EXERCISE BRIEF
In the data below, find each line containing the string "this" and return it.
━━━
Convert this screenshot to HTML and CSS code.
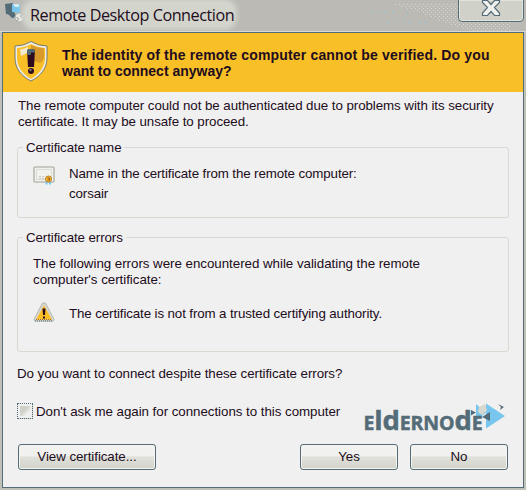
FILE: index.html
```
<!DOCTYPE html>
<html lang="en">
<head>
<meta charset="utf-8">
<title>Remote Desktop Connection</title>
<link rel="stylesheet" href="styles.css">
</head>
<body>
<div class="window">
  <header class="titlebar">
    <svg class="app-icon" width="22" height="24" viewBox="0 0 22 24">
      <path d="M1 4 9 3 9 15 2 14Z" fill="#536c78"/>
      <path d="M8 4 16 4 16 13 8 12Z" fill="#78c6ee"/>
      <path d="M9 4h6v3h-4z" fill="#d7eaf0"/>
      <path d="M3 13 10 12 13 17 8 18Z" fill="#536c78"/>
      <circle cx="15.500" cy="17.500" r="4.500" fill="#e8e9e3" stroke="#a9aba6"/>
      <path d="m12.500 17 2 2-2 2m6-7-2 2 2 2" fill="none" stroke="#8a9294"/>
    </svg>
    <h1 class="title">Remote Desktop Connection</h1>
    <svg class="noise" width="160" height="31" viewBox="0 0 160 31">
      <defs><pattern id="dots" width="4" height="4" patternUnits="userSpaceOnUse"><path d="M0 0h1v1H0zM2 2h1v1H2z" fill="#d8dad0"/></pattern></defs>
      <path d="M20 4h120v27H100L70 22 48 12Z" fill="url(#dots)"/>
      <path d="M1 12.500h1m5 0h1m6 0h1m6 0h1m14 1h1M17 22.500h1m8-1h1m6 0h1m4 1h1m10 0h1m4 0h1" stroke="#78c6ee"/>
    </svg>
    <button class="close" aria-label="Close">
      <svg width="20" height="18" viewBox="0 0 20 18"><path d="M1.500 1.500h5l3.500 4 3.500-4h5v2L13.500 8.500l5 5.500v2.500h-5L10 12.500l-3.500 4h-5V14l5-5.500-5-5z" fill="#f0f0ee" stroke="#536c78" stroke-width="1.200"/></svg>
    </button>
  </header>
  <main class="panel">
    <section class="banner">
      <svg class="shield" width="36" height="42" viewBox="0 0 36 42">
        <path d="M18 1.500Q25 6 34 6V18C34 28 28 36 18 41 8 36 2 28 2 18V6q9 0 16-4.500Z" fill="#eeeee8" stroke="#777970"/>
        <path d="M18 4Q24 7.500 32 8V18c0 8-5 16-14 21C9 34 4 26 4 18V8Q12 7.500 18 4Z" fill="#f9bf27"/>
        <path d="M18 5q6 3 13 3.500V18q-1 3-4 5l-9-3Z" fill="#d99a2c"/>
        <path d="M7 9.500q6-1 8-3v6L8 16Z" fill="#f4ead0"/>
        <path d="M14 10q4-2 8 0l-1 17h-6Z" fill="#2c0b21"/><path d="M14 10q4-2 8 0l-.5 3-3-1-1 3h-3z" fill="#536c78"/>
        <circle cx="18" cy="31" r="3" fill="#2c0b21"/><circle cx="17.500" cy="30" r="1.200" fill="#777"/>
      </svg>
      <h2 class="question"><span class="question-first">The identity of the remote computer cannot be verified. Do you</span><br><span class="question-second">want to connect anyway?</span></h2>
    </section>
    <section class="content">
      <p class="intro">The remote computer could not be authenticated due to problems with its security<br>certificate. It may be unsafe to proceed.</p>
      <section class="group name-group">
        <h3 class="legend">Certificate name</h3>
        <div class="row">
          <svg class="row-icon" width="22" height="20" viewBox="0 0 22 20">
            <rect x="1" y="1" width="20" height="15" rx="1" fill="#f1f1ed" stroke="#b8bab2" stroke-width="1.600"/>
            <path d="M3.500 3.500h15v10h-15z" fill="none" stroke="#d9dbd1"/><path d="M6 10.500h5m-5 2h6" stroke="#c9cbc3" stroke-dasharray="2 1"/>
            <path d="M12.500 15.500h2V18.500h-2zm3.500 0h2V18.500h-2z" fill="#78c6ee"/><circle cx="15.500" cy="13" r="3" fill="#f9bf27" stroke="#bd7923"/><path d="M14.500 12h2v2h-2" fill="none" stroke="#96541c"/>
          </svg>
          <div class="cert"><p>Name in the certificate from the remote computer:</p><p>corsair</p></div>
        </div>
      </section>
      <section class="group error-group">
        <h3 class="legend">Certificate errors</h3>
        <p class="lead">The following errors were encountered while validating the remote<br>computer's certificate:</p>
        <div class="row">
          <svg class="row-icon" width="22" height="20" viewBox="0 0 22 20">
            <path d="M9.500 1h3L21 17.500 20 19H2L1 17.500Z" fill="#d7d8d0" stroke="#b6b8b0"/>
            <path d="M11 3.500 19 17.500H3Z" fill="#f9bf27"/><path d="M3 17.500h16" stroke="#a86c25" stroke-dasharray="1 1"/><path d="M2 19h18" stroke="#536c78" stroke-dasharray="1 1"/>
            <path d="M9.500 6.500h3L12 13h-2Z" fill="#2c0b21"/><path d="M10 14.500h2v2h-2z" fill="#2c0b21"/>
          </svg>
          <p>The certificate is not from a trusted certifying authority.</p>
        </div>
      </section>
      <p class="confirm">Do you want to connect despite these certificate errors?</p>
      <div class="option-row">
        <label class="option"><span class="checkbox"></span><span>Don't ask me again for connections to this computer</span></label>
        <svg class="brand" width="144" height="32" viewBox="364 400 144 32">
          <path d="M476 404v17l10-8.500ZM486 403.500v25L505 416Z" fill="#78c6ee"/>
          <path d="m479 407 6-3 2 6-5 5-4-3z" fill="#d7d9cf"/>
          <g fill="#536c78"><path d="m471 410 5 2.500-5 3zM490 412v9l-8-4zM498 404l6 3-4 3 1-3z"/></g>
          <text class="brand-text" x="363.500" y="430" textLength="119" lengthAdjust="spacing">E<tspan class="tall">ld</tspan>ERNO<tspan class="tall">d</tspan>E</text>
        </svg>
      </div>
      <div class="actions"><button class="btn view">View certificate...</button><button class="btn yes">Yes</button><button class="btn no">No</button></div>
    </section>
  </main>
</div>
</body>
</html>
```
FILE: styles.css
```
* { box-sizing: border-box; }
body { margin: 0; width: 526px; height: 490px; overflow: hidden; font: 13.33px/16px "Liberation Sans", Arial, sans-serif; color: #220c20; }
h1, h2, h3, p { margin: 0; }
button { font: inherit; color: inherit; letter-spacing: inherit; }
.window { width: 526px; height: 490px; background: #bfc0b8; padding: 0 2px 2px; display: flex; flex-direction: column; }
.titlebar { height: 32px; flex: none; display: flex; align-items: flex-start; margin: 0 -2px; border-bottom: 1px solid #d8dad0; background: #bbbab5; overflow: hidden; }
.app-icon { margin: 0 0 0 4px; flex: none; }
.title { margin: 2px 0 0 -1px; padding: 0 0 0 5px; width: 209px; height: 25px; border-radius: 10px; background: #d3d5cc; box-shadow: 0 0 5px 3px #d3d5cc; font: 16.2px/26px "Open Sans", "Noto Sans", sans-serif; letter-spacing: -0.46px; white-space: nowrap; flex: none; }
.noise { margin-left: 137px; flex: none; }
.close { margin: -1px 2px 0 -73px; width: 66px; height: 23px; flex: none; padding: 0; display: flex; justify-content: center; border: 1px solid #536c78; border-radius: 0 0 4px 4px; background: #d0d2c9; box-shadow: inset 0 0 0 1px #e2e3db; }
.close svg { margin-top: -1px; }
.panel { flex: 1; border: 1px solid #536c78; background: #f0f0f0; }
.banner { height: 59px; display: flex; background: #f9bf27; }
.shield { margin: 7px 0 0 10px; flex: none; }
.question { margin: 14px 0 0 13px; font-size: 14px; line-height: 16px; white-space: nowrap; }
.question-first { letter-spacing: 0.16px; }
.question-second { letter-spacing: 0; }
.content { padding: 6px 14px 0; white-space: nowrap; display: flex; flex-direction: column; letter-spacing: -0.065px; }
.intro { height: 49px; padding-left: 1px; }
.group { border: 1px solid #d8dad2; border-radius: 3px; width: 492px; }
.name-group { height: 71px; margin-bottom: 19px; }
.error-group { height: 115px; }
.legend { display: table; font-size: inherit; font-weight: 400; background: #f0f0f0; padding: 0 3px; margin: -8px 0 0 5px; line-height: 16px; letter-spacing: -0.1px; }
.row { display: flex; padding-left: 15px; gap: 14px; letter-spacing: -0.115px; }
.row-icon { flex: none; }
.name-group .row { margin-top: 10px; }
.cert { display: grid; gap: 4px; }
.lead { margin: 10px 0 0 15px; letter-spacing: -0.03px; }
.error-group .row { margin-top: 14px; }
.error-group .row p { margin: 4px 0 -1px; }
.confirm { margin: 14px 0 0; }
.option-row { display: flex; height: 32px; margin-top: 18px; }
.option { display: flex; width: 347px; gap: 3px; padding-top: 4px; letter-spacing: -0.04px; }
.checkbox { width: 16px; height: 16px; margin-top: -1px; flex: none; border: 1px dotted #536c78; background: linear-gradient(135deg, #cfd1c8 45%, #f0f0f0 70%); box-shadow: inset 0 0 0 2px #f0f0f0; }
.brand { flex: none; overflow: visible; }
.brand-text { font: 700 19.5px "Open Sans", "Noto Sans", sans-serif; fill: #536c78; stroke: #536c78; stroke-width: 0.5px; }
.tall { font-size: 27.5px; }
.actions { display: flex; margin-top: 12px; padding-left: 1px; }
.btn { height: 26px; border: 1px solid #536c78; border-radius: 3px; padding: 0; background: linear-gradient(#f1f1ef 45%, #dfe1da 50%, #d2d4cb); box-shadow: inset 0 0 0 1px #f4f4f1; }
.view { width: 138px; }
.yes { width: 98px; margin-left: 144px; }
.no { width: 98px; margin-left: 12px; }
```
━━━
OUTPUT BELOW
Convert this screenshot to HTML and CSS code.
        <label class="option"><span class="checkbox"></span><span>Don't ask me again for connections to this computer</span></label>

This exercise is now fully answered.